Sunday, May 29, 2005
A friend and I went to a nice Cairo pub last Thursday. We sat at the bar and enjoyed 2 bottles of Egypt’s special Stella beer. We talked about work, life, and then ventured into politics. My friend is rich, very patriotic, and he wants an end to the Mubarak regime. He believes that even though Mubarak is a man of peace and wise, his time in power should have ended long time ago.
We started talking about the recent developments in Egypt and he expressed his uttermost admiration for the Kifaya movement. I shared with him that I too admire the courage of Kifaya, however, I believe Egypt is not ready at all for full fledged free elections this year and I am not the kind of person who equates Mubarak with Saddam or the Taliban.
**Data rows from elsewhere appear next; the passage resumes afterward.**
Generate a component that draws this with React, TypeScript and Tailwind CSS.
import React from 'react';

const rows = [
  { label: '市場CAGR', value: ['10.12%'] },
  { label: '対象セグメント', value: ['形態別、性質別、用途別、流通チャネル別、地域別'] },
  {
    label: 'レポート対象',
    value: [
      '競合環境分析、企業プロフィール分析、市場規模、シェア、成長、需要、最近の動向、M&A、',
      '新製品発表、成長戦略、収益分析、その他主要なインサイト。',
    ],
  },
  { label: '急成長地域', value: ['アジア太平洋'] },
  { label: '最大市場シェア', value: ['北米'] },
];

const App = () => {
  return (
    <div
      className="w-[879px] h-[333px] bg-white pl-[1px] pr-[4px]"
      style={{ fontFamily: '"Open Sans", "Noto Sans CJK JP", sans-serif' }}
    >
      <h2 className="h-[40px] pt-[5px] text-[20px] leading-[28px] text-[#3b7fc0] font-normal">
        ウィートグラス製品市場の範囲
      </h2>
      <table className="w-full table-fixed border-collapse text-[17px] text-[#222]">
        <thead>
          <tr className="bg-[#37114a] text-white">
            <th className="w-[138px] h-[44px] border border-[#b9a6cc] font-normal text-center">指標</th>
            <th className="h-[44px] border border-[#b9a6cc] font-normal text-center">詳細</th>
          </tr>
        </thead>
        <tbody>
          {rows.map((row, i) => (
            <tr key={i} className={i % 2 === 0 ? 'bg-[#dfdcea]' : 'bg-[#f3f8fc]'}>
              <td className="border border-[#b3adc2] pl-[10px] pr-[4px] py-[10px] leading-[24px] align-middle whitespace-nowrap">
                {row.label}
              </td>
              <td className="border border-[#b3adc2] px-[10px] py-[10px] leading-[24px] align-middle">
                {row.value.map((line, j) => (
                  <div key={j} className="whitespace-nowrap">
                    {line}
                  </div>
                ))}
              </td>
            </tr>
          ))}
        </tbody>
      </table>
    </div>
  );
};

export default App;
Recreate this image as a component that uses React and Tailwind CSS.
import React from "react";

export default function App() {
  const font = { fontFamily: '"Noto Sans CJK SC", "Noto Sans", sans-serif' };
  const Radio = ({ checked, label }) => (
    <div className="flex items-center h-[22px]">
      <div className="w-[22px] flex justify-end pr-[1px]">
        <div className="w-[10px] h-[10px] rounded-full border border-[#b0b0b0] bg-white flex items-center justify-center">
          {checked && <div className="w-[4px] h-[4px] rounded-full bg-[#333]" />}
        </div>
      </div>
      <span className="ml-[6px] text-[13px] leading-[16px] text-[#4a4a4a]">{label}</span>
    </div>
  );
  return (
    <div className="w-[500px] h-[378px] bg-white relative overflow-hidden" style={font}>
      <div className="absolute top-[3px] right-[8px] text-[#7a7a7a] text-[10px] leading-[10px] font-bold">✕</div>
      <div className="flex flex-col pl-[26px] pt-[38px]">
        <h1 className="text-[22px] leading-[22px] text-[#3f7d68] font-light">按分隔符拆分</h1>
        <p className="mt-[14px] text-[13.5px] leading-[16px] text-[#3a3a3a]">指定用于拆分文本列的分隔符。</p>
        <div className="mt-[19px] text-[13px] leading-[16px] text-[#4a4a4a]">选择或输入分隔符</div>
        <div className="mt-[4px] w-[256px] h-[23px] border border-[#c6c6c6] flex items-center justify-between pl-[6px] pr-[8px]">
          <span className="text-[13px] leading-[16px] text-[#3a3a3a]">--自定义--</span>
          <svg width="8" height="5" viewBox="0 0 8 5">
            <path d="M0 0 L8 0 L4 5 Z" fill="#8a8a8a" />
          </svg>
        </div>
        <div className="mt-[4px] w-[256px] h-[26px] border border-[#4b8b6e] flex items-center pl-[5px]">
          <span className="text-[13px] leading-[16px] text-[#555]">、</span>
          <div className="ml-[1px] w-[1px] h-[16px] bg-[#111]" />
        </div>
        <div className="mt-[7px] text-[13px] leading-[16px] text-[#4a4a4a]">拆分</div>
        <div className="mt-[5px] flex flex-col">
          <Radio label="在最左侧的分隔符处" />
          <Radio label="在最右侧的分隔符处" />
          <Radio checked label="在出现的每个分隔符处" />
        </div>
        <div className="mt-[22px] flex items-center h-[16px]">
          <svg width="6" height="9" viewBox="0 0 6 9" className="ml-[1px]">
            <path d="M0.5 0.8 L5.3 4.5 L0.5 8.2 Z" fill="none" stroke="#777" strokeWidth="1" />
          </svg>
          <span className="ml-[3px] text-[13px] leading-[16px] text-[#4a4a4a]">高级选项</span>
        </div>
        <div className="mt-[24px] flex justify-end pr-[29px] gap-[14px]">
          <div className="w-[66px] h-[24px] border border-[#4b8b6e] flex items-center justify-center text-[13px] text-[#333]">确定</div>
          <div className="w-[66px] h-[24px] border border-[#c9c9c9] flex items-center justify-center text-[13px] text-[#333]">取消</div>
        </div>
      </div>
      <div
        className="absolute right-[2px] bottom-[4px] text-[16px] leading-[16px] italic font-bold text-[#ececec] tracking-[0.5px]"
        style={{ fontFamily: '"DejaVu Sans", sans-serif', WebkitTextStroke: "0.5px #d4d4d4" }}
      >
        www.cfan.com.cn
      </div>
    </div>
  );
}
I told him my opinion about the current weakness of progressives/secularists and the power of the political Islamists, and how I believe that more time is needed until Egypt can have another political force that can counter the islamists. In addition, I told him that I believe that we can witness the rise of a progressive/secular political force within the coming 5 years, and if I felt that this force will never really compete with the islamists then I’ll know it’ll be time for me to say goodbye to my native land.
“We should respect the will of the people even if they chose a religious system” he said.
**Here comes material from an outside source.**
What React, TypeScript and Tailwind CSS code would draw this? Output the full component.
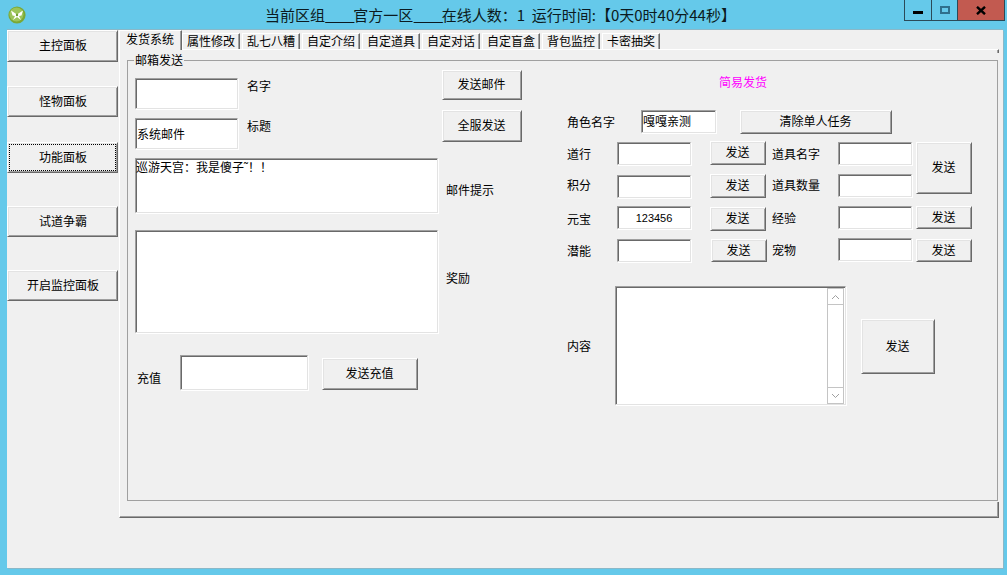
import React from "react";

const raised =
  "bg-[#f0f0f0] border border-t-white border-l-white border-r-[#696969] border-b-[#696969] shadow-[inset_1px_1px_0_#e3e3e3,inset_-1px_-1px_0_#a0a0a0] flex items-center justify-center shrink-0 text-black pb-[2px] pr-[1px]";
const sunken =
  "bg-white border border-t-[#a0a0a0] border-l-[#a0a0a0] border-r-[#e3e3e3] border-b-[#e3e3e3] shadow-[inset_1px_1px_0_#696969,1px_1px_0_#ffffff] shrink-0";

function Btn({ className, children }: { className: string; children: React.ReactNode }) {
  return <button className={`${raised} ${className}`}>{children}</button>;
}
function Box({ className, children }: { className: string; children?: React.ReactNode }) {
  return <div className={`${sunken} ${className}`}>{children}</div>;
}
function Label({ className, children }: { className: string; children: React.ReactNode }) {
  return <span className={`block leading-[14px] shrink-0 ${className}`}>{children}</span>;
}

const otherTabs = ["属性修改", "乱七八糟", "自定介绍", "自定道具", "自定对话", "自定盲盒", "背包监控", "卡密抽奖"];

function Logo() {
  return (
    <svg width="18" height="18" viewBox="0 0 18 18" className="shrink-0">
      <circle cx="9" cy="9" r="8.6" fill="#7aa836" />
      <circle cx="8.5" cy="8.5" r="7" fill="#9cc45a" />
      <path d="M3 4.5 L9 8.4 L15 4.5 L13.5 9.5 L11 10 L13 14 L9 11 L5 14 L7 10 L4.5 9.5 Z" fill="#ffffff" />
      <circle cx="9" cy="9" r="1.2" fill="#6f9c30" />
    </svg>
  );
}

function Scrollbar() {
  return (
    <div className="ml-auto mr-px mt-px w-[17px] h-[116px] border border-[#c4c4c4] flex flex-col bg-white">
      <div className="h-[16px] border-b border-[#c4c4c4] flex items-center justify-center">
        <svg width="9" height="6" viewBox="0 0 9 6"><path d="M1 5 L4.5 1.5 L8 5" stroke="#a0a0a0" fill="none" /></svg>
      </div>
      <div className="flex-1" />
      <div className="h-[16px] border-t border-[#c4c4c4] flex items-center justify-center">
        <svg width="9" height="6" viewBox="0 0 9 6"><path d="M1 1 L4.5 4.5 L8 1" stroke="#a0a0a0" fill="none" /></svg>
      </div>
    </div>
  );
}

export default function App() {
  return (
    <div
      className="w-[1007px] h-[575px] bg-[#65c9ea] overflow-hidden text-[12px] text-black flex flex-col"
      style={{ fontFamily: '"Noto Sans CJK SC", "Liberation Sans", sans-serif' }}
    >
      {/* title bar */}
      <div className="h-[30px] flex items-start shrink-0">
        <div className="ml-[8px] mt-[6px]"><Logo /></div>
        <div className="ml-[239px] mt-[5px] text-[15px] leading-[20px] whitespace-pre text-[#0b1a20]">
          当前区组<span className="tracking-[-1.3px]">____</span>官方一区<span className="tracking-[-1.3px]">____</span>在线人数：1{"  "}运行时间:【0天0时40分44秒】
        </div>
        <div className="ml-auto mr-[2px] h-[21px] w-[101px] flex border border-t-0 border-[#2b4a58]">
          <div className="w-[27px] border-r border-[#2b4a58] flex items-center justify-center">
            <div className="w-[10px] h-[3px] bg-black mt-[5px]" />
          </div>
          <div className="w-[26px] border-r border-[#2b4a58] flex items-center justify-center">
            <div className="w-[10px] h-[8px] border-2 border-[#2f6f8c]" />
          </div>
          <div className="flex-1 bg-[#c25a50] flex items-center justify-center">
            <svg width="10" height="9" viewBox="0 0 10 9">
              <path d="M1 0.8 L9 8.2 M9 0.8 L1 8.2" stroke="#000" strokeWidth="2.4" />
            </svg>
          </div>
        </div>
      </div>

      {/* client area */}
      <div className="ml-[7px] w-[996px] h-[538px] bg-[#f0f0f0] flex items-start shadow-[1px_1px_0_#8ab8c8,0_-1px_0_#8ab8c8]">
        {/* sidebar */}
        <div className="w-[112px] flex flex-col shrink-0">
          <Btn className="w-[111px] h-[32px] pl-[2px]">主控面板</Btn>
          <Btn className="w-[111px] h-[31px] mt-[24px] pl-[2px]">怪物面板</Btn>
          <Btn className="w-[111px] h-[31px] mt-[25px] pl-[2px] outline-1 outline-dotted outline-black -outline-offset-[3px]">功能面板</Btn>
          <Btn className="w-[111px] h-[31px] mt-[33px] pl-[2px]">试道争霸</Btn>
          <Btn className="w-[111px] h-[31px] mt-[33px] pl-[2px]">开启监控面板</Btn>
        </div>

        {/* tab control */}
        <div className="w-[880px] flex flex-col">
          <div className="h-[19px] flex items-start">
            <div className="relative z-10 w-[63px] h-[20px] bg-[#f0f0f0] border-l border-t border-l-white border-t-white border-r border-r-[#696969] shadow-[inset_-1px_0_0_#a0a0a0] flex items-center pl-[6px] pb-[3px] leading-[14px]">
              发货系统
            </div>
            {otherTabs.map((t) => (
              <div
                key={t}
                className="mt-[3px] mr-[2px] w-[58px] h-[16px] border-l border-t border-l-white border-t-white border-r border-r-[#696969] shadow-[inset_-1px_0_0_#a0a0a0] flex items-center justify-center pb-[1px] leading-[14px]"
              >
                {t}
              </div>
            ))}
          </div>
          <div className="h-[469px] border-l border-t border-l-white border-t-white border-r border-b border-r-[#696969] border-b-[#696969] shadow-[inset_-1px_-1px_0_#a0a0a0]">
            {/* tab page */}
            <div className="relative mt-[3px] -mr-px h-[449px] bg-[#f0f0f0] pt-[7px] pl-[7px]">
              {/* group box */}
              <div className="relative w-[871px] h-[441px] border border-[#a0a0a0] flex items-start">
                <span className="absolute left-[6px] -top-[8px] bg-[#f0f0f0] px-px leading-[14px]">邮箱发送</span>

                {/* left block */}
                <div className="ml-[7px] w-[387px] shrink-0 flex flex-col">
                  <div className="flex items-start">
                    <div className="w-[307px] mt-[17px] flex flex-col shrink-0">
                      <div className="flex items-start">
                        <Box className="w-[103px] h-[31px]" />
                        <Label className="ml-[9px] mt-[1px]">名字</Label>
                      </div>
                      <div className="flex items-start mt-[9px]">
                        <Box className="w-[103px] h-[31px] pl-[1px] pt-[8px] leading-[14px]">系统邮件</Box>
                        <Label className="ml-[9px] mt-[1px]">标题</Label>
                      </div>
                    </div>
                    <div className="mt-[9px] flex flex-col shrink-0">
                      <Btn className="w-[80px] h-[30px]">发送邮件</Btn>
                      <Btn className="w-[80px] h-[32px] mt-[10px]">全服发送</Btn>
                    </div>
                  </div>
                  <div className="flex items-start mt-[9px]">
                    <Box className="w-[303px] h-[55px] pt-[1px] leading-[14px] whitespace-pre">巡游天宫：我是傻子˜！！</Box>
                    <Label className="ml-[8px] mt-[25px]">邮件提示</Label>
                  </div>
                  <div className="flex items-start mt-[17px]">
                    <Box className="w-[303px] h-[103px]" />
                    <Label className="ml-[8px] mt-[41px]">奖励</Label>
                  </div>
                  <div className="flex items-start mt-[22px]">
                    <Label className="ml-[2px] mt-[16px]">充值</Label>
                    <Box className="ml-[19px] w-[128px] h-[35px]" />
                    <Btn className="ml-[14px] mt-[3px] w-[96px] h-[32px]">发送充值</Btn>
                  </div>
                </div>

                {/* right block */}
                <div className="ml-[45px] flex flex-col">
                  <Label className="ml-[152px] mt-[14px] text-[#ff00ff]">简易发货</Label>

                  <div className="flex items-start mt-[21px]">
                    <Label className="w-[74px] mt-[5px]">角色名字</Label>
                    <Box className="w-[75px] h-[23px] pl-[1px] pt-[3px] leading-[14px]">嘎嘎亲测</Box>
                    <Btn className="ml-[24px] w-[152px] h-[24px]">清除单人任务</Btn>
                  </div>

                  <div className="flex items-start mt-[7px]">
                    <div className="w-[349px] shrink-0 flex flex-col">
                      <div className="flex items-start">
                        <Label className="w-[50px] mt-[6px]">道行</Label>
                        <Box className="w-[74px] h-[23px] mt-[1px]" />
                        <Btn className="ml-[19px] w-[56px] h-[24px]">发送</Btn>
                        <Label className="ml-[6px] w-[66px] mt-[6px]">道具名字</Label>
                        <Box className="w-[74px] h-[23px] mt-[1px]" />
                      </div>
                      <div className="flex items-start mt-[9px]">
                        <Label className="w-[50px] mt-[4px]">积分</Label>
                        <Box className="w-[74px] h-[23px] mt-[1px]" />
                        <Btn className="ml-[19px] w-[56px] h-[24px]">发送</Btn>
                        <Label className="ml-[6px] w-[66px] mt-[4px]">道具数量</Label>
                        <Box className="w-[74px] h-[23px]" />
                      </div>
                    </div>
                    <Btn className="ml-[0px] mt-[1px] w-[56px] h-[52px]">发送</Btn>
                  </div>

                  <div className="flex items-start mt-[8px]">
                    <Label className="w-[50px] mt-[6px]">元宝</Label>
                    <Box className="w-[74px] h-[23px] flex items-center justify-center text-[11px] leading-[14px]">
                      <span style={{ fontFamily: '"Liberation Sans", sans-serif' }}>123456</span>
                    </Box>
                    <Btn className="ml-[19px] mt-[1px] w-[56px] h-[24px]">发送</Btn>
                    <Label className="ml-[6px] w-[66px] mt-[5px]">经验</Label>
                    <Box className="w-[74px] h-[23px]" />
                    <Btn className="ml-[4px] w-[56px] h-[23px]">发送</Btn>
                  </div>

                  <div className="flex items-start mt-[7px]">
                    <Label className="w-[50px] mt-[6px]">潜能</Label>
                    <Box className="w-[74px] h-[23px] mt-[1px]" />
                    <Btn className="ml-[20px] mt-[1px] w-[56px] h-[23px]">发送</Btn>
                    <Label className="ml-[5px] w-[66px] mt-[5px]">宠物</Label>
                    <Box className="w-[74px] h-[23px]" />
                    <Btn className="ml-[4px] mt-[1px] w-[56px] h-[23px]">发送</Btn>
                  </div>

                  <div className="flex items-start mt-[24px]">
                    <Label className="w-[48px] mt-[53px]">内容</Label>
                    <Box className="w-[231px] h-[119px] flex">
                      <Scrollbar />
                    </Box>
                    <Btn className="ml-[15px] mt-[33px] w-[74px] h-[55px]">发送</Btn>
                  </div>
                </div>
              </div>
            </div>
          </div>
        </div>
      </div>
    </div>
  );
}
“Well, if that happened then I guess we’ll have to say goodbye to this nice pub and to these nice green bottles of beer” I said.
“Is that all what you care about?! Beer! I am willing to sacrifice that in order to live in a country free of dictatorship, corruption, humiliation, etc” he immediately shot back.
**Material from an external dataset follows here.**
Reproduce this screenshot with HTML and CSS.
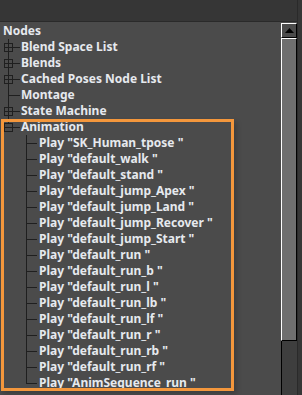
FILE: index.html
```html
<!DOCTYPE html>
<html>
<head>
<meta charset="utf-8">
<link rel="stylesheet" href="styles.css">
</head>
<body>
<div class="frame">
  <div class="main">
    <div class="topbar"></div>
    <div class="content">
      <div class="tree">
        <div class="row root">Nodes</div>
        <div class="row"><svg class="g1" width="20" height="16"><line x1="8.5" y1="0" x2="8.5" y2="16"/><line x1="8" y1="8.5" x2="20" y2="8.5"/><rect x="4.5" y="4.5" width="8" height="8"/><line x1="8.5" y1="4" x2="8.5" y2="13"/><line x1="4" y1="8.5" x2="13" y2="8.5"/></svg><span>Blend Space List</span></div>
        <div class="row"><svg class="g1" width="20" height="16"><line x1="8.5" y1="0" x2="8.5" y2="16"/><line x1="8" y1="8.5" x2="20" y2="8.5"/><rect x="4.5" y="4.5" width="8" height="8"/><line x1="8.5" y1="4" x2="8.5" y2="13"/><line x1="4" y1="8.5" x2="13" y2="8.5"/></svg><span>Blends</span></div>
        <div class="row"><svg class="g1" width="20" height="16"><line x1="8.5" y1="0" x2="8.5" y2="16"/><line x1="8" y1="8.5" x2="20" y2="8.5"/><rect x="4.5" y="4.5" width="8" height="8"/><line x1="8.5" y1="4" x2="8.5" y2="13"/><line x1="4" y1="8.5" x2="13" y2="8.5"/></svg><span>Cached Poses Node List</span></div>
        <div class="row"><svg class="g1" width="20" height="16"><line x1="8.5" y1="0" x2="8.5" y2="16"/><line x1="8" y1="8.5" x2="20" y2="8.5"/></svg><span>Montage</span></div>
        <div class="row"><svg class="g1" width="20" height="16"><line x1="8.5" y1="0" x2="8.5" y2="16"/><line x1="8" y1="8.5" x2="20" y2="8.5"/><rect x="4.5" y="4.5" width="8" height="8"/><line x1="8.5" y1="4" x2="8.5" y2="13"/><line x1="4" y1="8.5" x2="13" y2="8.5"/></svg><span>State Machine</span></div>
        <div class="highlight">
          <div class="row"><svg class="g1" width="20" height="16"><line x1="8.5" y1="0" x2="8.5" y2="5"/><line x1="8" y1="8.5" x2="20" y2="8.5"/><rect x="4.5" y="4.5" width="8" height="8"/><line x1="4" y1="8.5" x2="13" y2="8.5"/></svg><span>Animation</span></div>
          <div class="row"><svg class="g2" width="38" height="16"><line x1="26.5" y1="0" x2="26.5" y2="16"/><line x1="26" y1="8.5" x2="37" y2="8.5"/></svg><span>Play "SK_Human_tpose "</span></div>
          <div class="row"><svg class="g2" width="38" height="16"><line x1="26.5" y1="0" x2="26.5" y2="16"/><line x1="26" y1="8.5" x2="37" y2="8.5"/></svg><span>Play "default_walk "</span></div>
          <div class="row"><svg class="g2" width="38" height="16"><line x1="26.5" y1="0" x2="26.5" y2="16"/><line x1="26" y1="8.5" x2="37" y2="8.5"/></svg><span>Play "default_stand "</span></div>
          <div class="row"><svg class="g2" width="38" height="16"><line x1="26.5" y1="0" x2="26.5" y2="16"/><line x1="26" y1="8.5" x2="37" y2="8.5"/></svg><span>Play "default_jump_Apex "</span></div>
          <div class="row"><svg class="g2" width="38" height="16"><line x1="26.5" y1="0" x2="26.5" y2="16"/><line x1="26" y1="8.5" x2="37" y2="8.5"/></svg><span>Play "default_jump_Land "</span></div>
          <div class="row"><svg class="g2" width="38" height="16"><line x1="26.5" y1="0" x2="26.5" y2="16"/><line x1="26" y1="8.5" x2="37" y2="8.5"/></svg><span>Play "default_jump_Recover "</span></div>
          <div class="row"><svg class="g2" width="38" height="16"><line x1="26.5" y1="0" x2="26.5" y2="16"/><line x1="26" y1="8.5" x2="37" y2="8.5"/></svg><span>Play "default_jump_Start "</span></div>
          <div class="row"><svg class="g2" width="38" height="16"><line x1="26.5" y1="0" x2="26.5" y2="16"/><line x1="26" y1="8.5" x2="37" y2="8.5"/></svg><span>Play "default_run "</span></div>
          <div class="row"><svg class="g2" width="38" height="16"><line x1="26.5" y1="0" x2="26.5" y2="16"/><line x1="26" y1="8.5" x2="37" y2="8.5"/></svg><span>Play "default_run_b "</span></div>
          <div class="row"><svg class="g2" width="38" height="16"><line x1="26.5" y1="0" x2="26.5" y2="16"/><line x1="26" y1="8.5" x2="37" y2="8.5"/></svg><span>Play "default_run_l "</span></div>
          <div class="row"><svg class="g2" width="38" height="16"><line x1="26.5" y1="0" x2="26.5" y2="16"/><line x1="26" y1="8.5" x2="37" y2="8.5"/></svg><span>Play "default_run_lb "</span></div>
          <div class="row"><svg class="g2" width="38" height="16"><line x1="26.5" y1="0" x2="26.5" y2="16"/><line x1="26" y1="8.5" x2="37" y2="8.5"/></svg><span>Play "default_run_lf "</span></div>
          <div class="row"><svg class="g2" width="38" height="16"><line x1="26.5" y1="0" x2="26.5" y2="16"/><line x1="26" y1="8.5" x2="37" y2="8.5"/></svg><span>Play "default_run_r "</span></div>
          <div class="row"><svg class="g2" width="38" height="16"><line x1="26.5" y1="0" x2="26.5" y2="16"/><line x1="26" y1="8.5" x2="37" y2="8.5"/></svg><span>Play "default_run_rb "</span></div>
          <div class="row"><svg class="g2" width="38" height="16"><line x1="26.5" y1="0" x2="26.5" y2="16"/><line x1="26" y1="8.5" x2="37" y2="8.5"/></svg><span>Play "default_run_rf "</span></div>
          <div class="row"><svg class="g2" width="38" height="16"><line x1="26.5" y1="0" x2="26.5" y2="9"/><line x1="26" y1="8.5" x2="37" y2="8.5"/></svg><span>Play "AnimSequence_run "</span></div>
        </div>
      </div>
      <div class="scrollbar">
        <div class="sb-btn"><svg width="9" height="5"><polygon points="0,5 4.5,0 9,5"/></svg></div>
        <div class="sb-thumb"></div>
        <div class="sb-track"></div>
      </div>
    </div>
  </div>
  <div class="edge"></div>
</div>
</body>
</html>
```

FILE: styles.css
```css
html, body {
  margin: 0;
  padding: 0;
  background: #4b4b4b;
}
body {
  width: 302px;
  height: 395px;
  overflow: hidden;
  font-family: "Noto Sans", "Open Sans", sans-serif;
  font-weight: 700;
  font-size: 12px;
  color: #e6e9ee;
}
.frame {
  display: flex;
  height: 395px;
}
.main {
  width: 298px;
  display: flex;
  flex-direction: column;
}
.topbar {
  height: 21px;
  background: #363636;
  border-bottom: 1px solid #2a2a2a;
  flex: none;
}
.content {
  flex: 1;
  display: flex;
  padding-top: 1px;
  min-height: 0;
}
.tree {
  flex: 1;
  background: #4b4b4b;
}
.row {
  height: 16px;
  line-height: 16px;
  display: flex;
  align-items: center;
  white-space: nowrap;
}
.row svg {
  flex: none;
  shape-rendering: crispEdges;
}
.row svg line {
  stroke: #1f1f1f;
  stroke-width: 1;
}
.row svg rect {
  fill: #4b4b4b;
  stroke: #1f1f1f;
  stroke-width: 1;
}
.row span {
  margin-left: 1px;
}
.root {
  padding-left: 3px;
}
.highlight {
  position: relative;
  width: 234px;
  box-shadow: 3px 3px 5px rgba(0,0,0,0.18);
}
.highlight::after {
  content: "";
  position: absolute;
  top: 0;
  left: 1px;
  right: 0;
  bottom: 0;
  border: 3px solid #f4973c;
  pointer-events: none;
}
.scrollbar {
  width: 16px;
  display: flex;
  flex-direction: column;
  flex: none;
}
.sb-btn {
  height: 13px;
  background: #4b4b4b;
  border-top: 1px solid #ffffff;
  border-left: 1px solid #ffffff;
  border-right: 1px solid #000;
  border-bottom: 1px solid #000;
  display: flex;
  align-items: center;
  justify-content: center;
}
.sb-btn polygon {
  fill: #000;
}
.sb-thumb {
  height: 301px;
  background: #6f6f6f;
  border-top: 1px solid #ffffff;
  border-left: 1px solid #ffffff;
  border-right: 1px solid #000;
  border-bottom: 1px solid #000;
}
.sb-track {
  flex: 1;
  background: #3e3e3e;
  border-left: 1px solid #000;
}
.edge {
  width: 4px;
  background: #363636;
  border-left: 1px solid #2a2a2a;
}
```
I took a sip and spoke smoothly “OK, let us imagine that we had a free election next September, what would the future headlines of Egypt’s newspapers be like?”
“I don’t know” he answered.
“OK, let me tell you dear”.
Muslim Brotherhood and other Islamist parties become powerful after Egypt’s landmark elections. Condi Rice admits that she is not afraid, Bush admits he won’t hide under his Abraham Lincoln’s bed.
Sheikh Yousef Qaradawi returns to Egypt, become country’s official cleric.
Parliament bans alcohol sales for Egyptians. Foreigners can drink alcohol because they are tourists and Egypt will starve if tourists stopped coming.
All pubs in Egypt are closed. Only 5 stars hotels are allowed to serve alcohol (to foreigners only)
Movie actresses wearing tight clothes are banned. Belly dancers are banned, Arab tourism is down.
Egyptian pop star Ruby immigrates to Lebanon.
Egyptian artists cite immense restrictions on their work.
Egyptian parliament forms a committee that oversees the publishing of books and the importation of foreign magazines in order to protect the Egyptian people from vice and other western Zionist Neocon corrupting influences.
Young man stabs a policeman after he asked him to stop holding the hands of a girl.
Books by Islamic thinker and reformer Gamal al-Banna are confiscated from the market.
Secular author Sayed el-Qimni arrested after defaming Islam.
Mixed schools banned in Egypt.
“OK, OK, I get your point. Well, if they did that we can vote them out” my friend said.
“And do you guarantee that there will be a chance to vote them out? Plus, what guarantees you that the majority of Egyptian people who are getting religion won’t mind these types of rules?” I asked.
“And what guarantees you that progressives/secularists will get more powerful in the coming 5 years and that they will garner a base in Egypt?” He asked me.
“You are right. I cannot guarantee this. This is why I am looking into all options including leaving the country” I said.
“OK cheers to Hosni” he said raising his mug.